Gray, G. (2002), ‘Performance appraisals don’t work’, Industrial Management, March/April.
Gray’s article ‘Performance appraisals don’t work’ (2002) is a paper which says that the process of conducting performance appraisals does not elicit the desired behaviours required from employees in the workplace. As a HR professional- you scream- but why not?!
Gray argues that most managers are ill-equipped to carry out the task at hand and questions how a system can be objective, consistent and dependable if the manager executing it lacks the appropriate skills or training.
This is highlighted by a study undertaken by Coutts & Schneider (2004) which looks at the effectiveness of police officer performance appraisal systems in Canada. In this article, it was discovered that in terms of the perceived extent of performance appraisal training provided to supervisors who conducted performance feedback and appraisals, 21.6% of the participants indicated that there was no training provided, 67.3% indicated very little training was provided, and only 11.1 % indicated that substantial training is provided.
They argue that performance appraisal can only be as effective as the “task-relevant skills and knowledge” of those responsible for using it.

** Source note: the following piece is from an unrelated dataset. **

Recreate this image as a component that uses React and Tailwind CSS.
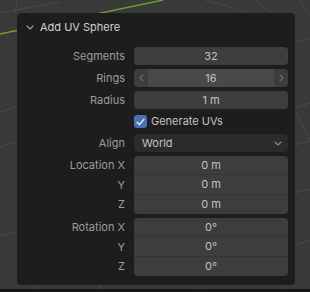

Suggested skills that managers need to be trained in include their observational skills, how to reduce judgemental biases and how to provide meaningful and constructive feedback.
However, most interestingly Gray asserts that if performance feedback is used by organisations in the performance appraisal process this automatically means that a large proportion of the company’s employees are ‘average’ if they stick to a traditional bell curve or a forced ranking methodology. In this seemingly totem-pole process, each person gets a unique ranking against other employees in the business unit or function, whilst the bell curve system distributes employees into particular bands or categories (Loren. 2001). The inadequacy of this system is highlighted by the statement “only a few people can be best performers. Similarly, some people have to be slotted into the lowest rank, even if their performance, using a competency-based assessment, is satisfactory” (Loren. 2001).
Hence, a large proportion of employees under a bell curve or ranking method will be told they are ‘average’ and their development conversations will be based around this grading in the performance appraisal. Subsequently, this is neither accurate nor effective performance feedback, adeptly illustrating Gray’s (2002) main argument that performance appraisals don’t work.
Gray’s article is frank about the downfalls of many performance management systems and rightly so. These issues identified by Gray are ones that are currently being experienced by many organizations in contemporary society and it identifies areas for improvement and why current systems fall short.